— begin Data block —

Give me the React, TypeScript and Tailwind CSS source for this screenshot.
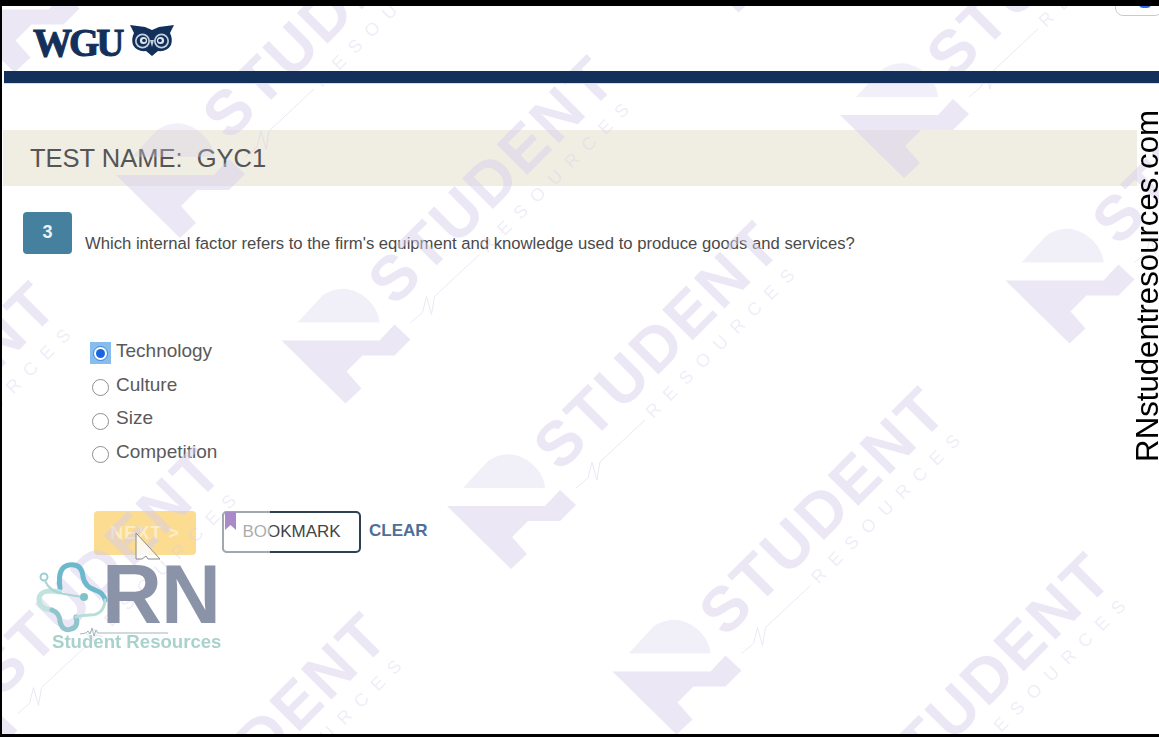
import React from 'react';

const SANS = "font-['Liberation_Sans',Arial,sans-serif]";

// grid of the diagonal watermark, one anchor per tile (bottom-left of the R mark)
const WATERMARKS: [number, number][] = [];
for (let m = -1; m <= 1; m++) {
  for (let n = -4; n <= 4; n++) {
    WATERMARKS.push([447 + 393 * m + 165.5 * n, 506 - 391 * m + 165.5 * n]);
  }
}

const OPTIONS = ['Technology', 'Culture', 'Size', 'Competition'];

const Watermark: React.FC<{ x: number; y: number }> = ({ x, y }) => (
  <g transform={`translate(${x} ${y})`} fill="#d6cfeb">
    <path d="M16 -18 L41 -45 Q60 -58 80 -46 Q97 -34 98 -18 Z" opacity={0.65} />
    <path d="M0 0 H98 L113 -16 L129 -1 L113 15 H81 L65 31 L80 48 L64 63 Z" />
    <text
      transform="translate(113 -33) rotate(-45)"
      fontFamily="'Liberation Sans', Arial, sans-serif"
      fontWeight={700}
      fontSize={63}
      letterSpacing={3}
    >
      STUDENT
    </text>
    <text
      transform="translate(206 -87) rotate(-45)"
      fontFamily="'Liberation Sans', Arial, sans-serif"
      fontSize={18}
      letterSpacing={11}
      opacity={0.75}
    >
      RESOURCES
    </text>
    <polyline
      points="129,-18 141,-28 145,-44 150,-26 153,-44 198,-86"
      fill="none"
      stroke="#d6cfeb"
      strokeWidth={1}
    />
  </g>
);

const Owl = () => (
  <svg viewBox="0 0 44 33" className="w-[44px] h-[33px] ml-[8px] mt-[1px]">
    <path
      d="M0 2 L15 4 L22 7 L29 4 L44 2 L40 10 Q43 16 41 22 Q37 29 28 28 L22 33 L16 28 Q7 29 3 22 Q1 16 4 10 Z"
      fill="#12305a"
    />
    <circle cx="12.5" cy="18" r="7.5" fill="#c4d1de" />
    <circle cx="31.5" cy="18" r="7.5" fill="#c4d1de" />
    <circle cx="12.5" cy="18" r="5.8" fill="#12305a" />
    <circle cx="31.5" cy="18" r="5.8" fill="#12305a" />
    <circle cx="13.5" cy="17.5" r="3.6" fill="#dfe7ef" />
    <circle cx="30.5" cy="17.5" r="3.6" fill="#dfe7ef" />
    <circle cx="14" cy="17.5" r="1.8" fill="#12305a" />
    <circle cx="30" cy="17.5" r="1.8" fill="#12305a" />
    <path d="M20 17 H24 L22 24 Z" fill="#c4d1de" />
  </svg>
);

const RadioMark: React.FC<{ checked: boolean }> = ({ checked }) =>
  checked ? (
    <span className="w-[21px] h-[22px] flex items-center justify-center bg-[#86bdee]">
      <span className="w-[15px] h-[15px] rounded-full bg-white border border-[#3d7fd8] flex items-center justify-center">
        <span className="w-[9px] h-[9px] rounded-full bg-[#1668e0]" />
      </span>
    </span>
  ) : (
    <span className="w-[21px] h-[22px] flex items-center justify-center">
      <span className="w-[17px] h-[17px] rounded-full bg-white border-[1.5px] border-[#8f8f8f]" />
    </span>
  );

const RnLogo = () => (
  <div className="absolute left-[30px] top-[549px] w-[200px] h-[105px] z-30">
    <svg viewBox="0 0 80 84" className="absolute left-0 top-0 w-[80px] h-[84px]" fill="none" strokeLinecap="round">
      <path d="M28 33 Q25 12 37 10 Q50 8 51 22 Q53 32 63 35 Q72 38 73 45" stroke="#6db8cc" strokeWidth={5} />
      <path d="M28 37 Q8 33 7 44 Q7 54 20 55" stroke="#bfe3de" strokeWidth={5} />
      <path d="M20 55 Q28 58 28 67 Q31 77 39 74 Q47 72 44 62" stroke="#8fc5cb" strokeWidth={5} />
      <path d="M73 45 Q72 60 58 60 Q50 60 44 62" stroke="#b9ded8" strokeWidth={3} />
      <circle cx="12" cy="22" r="3.5" stroke="#9ecfd0" strokeWidth={2} />
      <path d="M13 26 Q18 37 32 39 L50 42" stroke="#a9d6d4" strokeWidth={2} />
      <circle cx="52" cy="42" r="4" fill="#7fc3c6" />
    </svg>
    <div className={`${SANS} absolute left-[70px] top-[-6px] text-[83px] leading-[92px] font-bold tracking-[-1px] text-[#8a93a8]`}>
      RN
    </div>
    <svg viewBox="0 0 90 12" className="absolute left-[48px] top-[71px] w-[90px] h-[12px]" fill="none">
      <path d="M0 8 L6 7 L8 5 L10 8 L12 2 L14 10 L16 4 L18 7 H88" stroke="#8ba3a8" strokeWidth={0.8} />
    </svg>
    <div className={`${SANS} absolute left-[20px] top-[76px] text-[18.6px] leading-[22px] font-bold text-[#a9d2cd] whitespace-nowrap`}>
      Student Resources
    </div>
  </div>
);

export default function App() {
  return (
    <div className={`${SANS} relative w-[1159px] h-[737px] overflow-hidden bg-white border-t-[6px] border-b-[3px] border-l-[2px] border-black flex flex-col`}>
      {/* header */}
      <div className="h-[65px] pl-[31px] pt-[16px] flex items-start">
        <span className="font-['Liberation_Serif',serif] font-bold text-[39px] leading-[42px] tracking-[-3px] [-webkit-text-stroke:1px_#12305a] text-[#12305a]">WGU</span>
        <Owl />
      </div>
      <div className="relative z-20 h-[12px] ml-[2px] bg-[#12305a] shadow-[0_1px_0_#cfe0ea]" />

      {/* test name band */}
      <div className="mt-[47px] h-[56px] ml-[1px] mr-[22px] bg-[#f0ede3] flex items-center pl-[27px]">
        <h1 className="text-[25.5px] text-[#555] whitespace-pre">TEST NAME:  GYC1</h1>
      </div>

      {/* question */}
      <div className="mt-[26px] pl-[21px] flex items-start">
        <div className="w-[49px] h-[42px] rounded-[4px] bg-[#45819f] flex justify-center pt-[8px] text-[18px] leading-[24px] font-bold text-[#eef3f5]">
          3
        </div>
        <p className="ml-[13px] mt-[21px] text-[16.66px] leading-[22px] text-[#4a4a4a] whitespace-nowrap">
          Which internal factor refers to the firm's equipment and knowledge used to produce goods and services?
        </p>
      </div>

      {/* options */}
      <div className="mt-[83px] pl-[88px] flex flex-col">
        {OPTIONS.map((option, i) => (
          <label key={option} className="h-[33.5px] flex items-start gap-[5px]">
            <span className={i === 0 ? 'mt-[4px]' : 'mt-[5px]'}>
              <RadioMark checked={i === 0} />
            </span>
            <span className="text-[19px] leading-[26px] text-[#5a5a5a]">{option}</span>
          </label>
        ))}
      </div>

      {/* actions */}
      <div className="mt-[39px] pl-[92px] flex items-start">
        <button className="w-[102px] h-[44px] rounded-[4px] bg-[#fbdc90] text-[18px] font-bold tracking-[1px] text-white/50">NEXT &gt;</button>
        <button className="relative ml-[26px] w-[139px] h-[42px] rounded-[5px] border-2 border-[#2f4050] bg-white text-[17px] text-[#444] flex items-center justify-center">
          BOOKMARK
          <span className="absolute left-[-2px] top-[-2px] bottom-[-2px] w-[48px] rounded-l-[5px] bg-white/55" />
          <svg viewBox="0 0 11 18" className="absolute left-[1px] top-[-1px] w-[11px] h-[18px]">
            <path d="M0 0 H11 V18 L5.5 13 L0 18 Z" fill="#a98bc9" />
          </svg>
        </button>
        <button className="ml-[8px] mt-[8px] text-[17px] leading-[24px] font-bold text-[#4d6f98]">CLEAR</button>
      </div>

      {/* video watermark laid over the page */}
      <svg viewBox="2 6 1157 728" className="absolute inset-0 w-full h-full z-10 pointer-events-none" opacity={0.5}>
        {WATERMARKS.map(([x, y]) => (
          <Watermark key={`${x}-${y}`} x={x} y={y} />
        ))}
      </svg>

      {/* mouse cursor */}
      <svg viewBox="0 0 27 29" className="absolute left-[132px] top-[526px] w-[27px] h-[29px] z-40">
        <path d="M2 1 V27 H8 L12 24 L14 27 H26 Z" fill="#ffffff" fillOpacity={0.8} stroke="#8a8a8a" strokeWidth={1} />
      </svg>

      <RnLogo />

      {/* site name along the right edge */}
      <div className="absolute right-[-5px] top-[104px] z-30 [writing-mode:vertical-rl] rotate-180 text-[31.2px] leading-[32px] text-black whitespace-nowrap">
        RNstudentresources.com
      </div>

      {/* corner of the browser control cut off at the top right */}
      <div className="absolute right-[-4px] top-[-8px] w-[48px] h-[18px] rounded-b-[8px] bg-white border border-[#c8ccd2] z-30">
        <span className="absolute left-[23px] top-[5px] w-[12px] h-[4px] rounded-b-full bg-[#2f6fe0]" />
      </div>
    </div>
  );
}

— end Data block —

Task prompt:
Skip the pictures, please, and transcribe only the lines from the beginning of the material through the one that contains "['Technology', 'Culture', 'Size', 'Competition'];".

Result of the task:
Give me the React, TypeScript and Tailwind CSS source for this screenshot.
import React from 'react';

const SANS = "font-['Liberation_Sans',Arial,sans-serif]";

// grid of the diagonal watermark, one anchor per tile (bottom-left of the R mark)
const WATERMARKS: [number, number][] = [];
for (let m = -1; m <= 1; m++) {
  for (let n = -4; n <= 4; n++) {
    WATERMARKS.push([447 + 393 * m + 165.5 * n, 506 - 391 * m + 165.5 * n]);
  }
}

const OPTIONS = ['Technology', 'Culture', 'Size', 'Competition'];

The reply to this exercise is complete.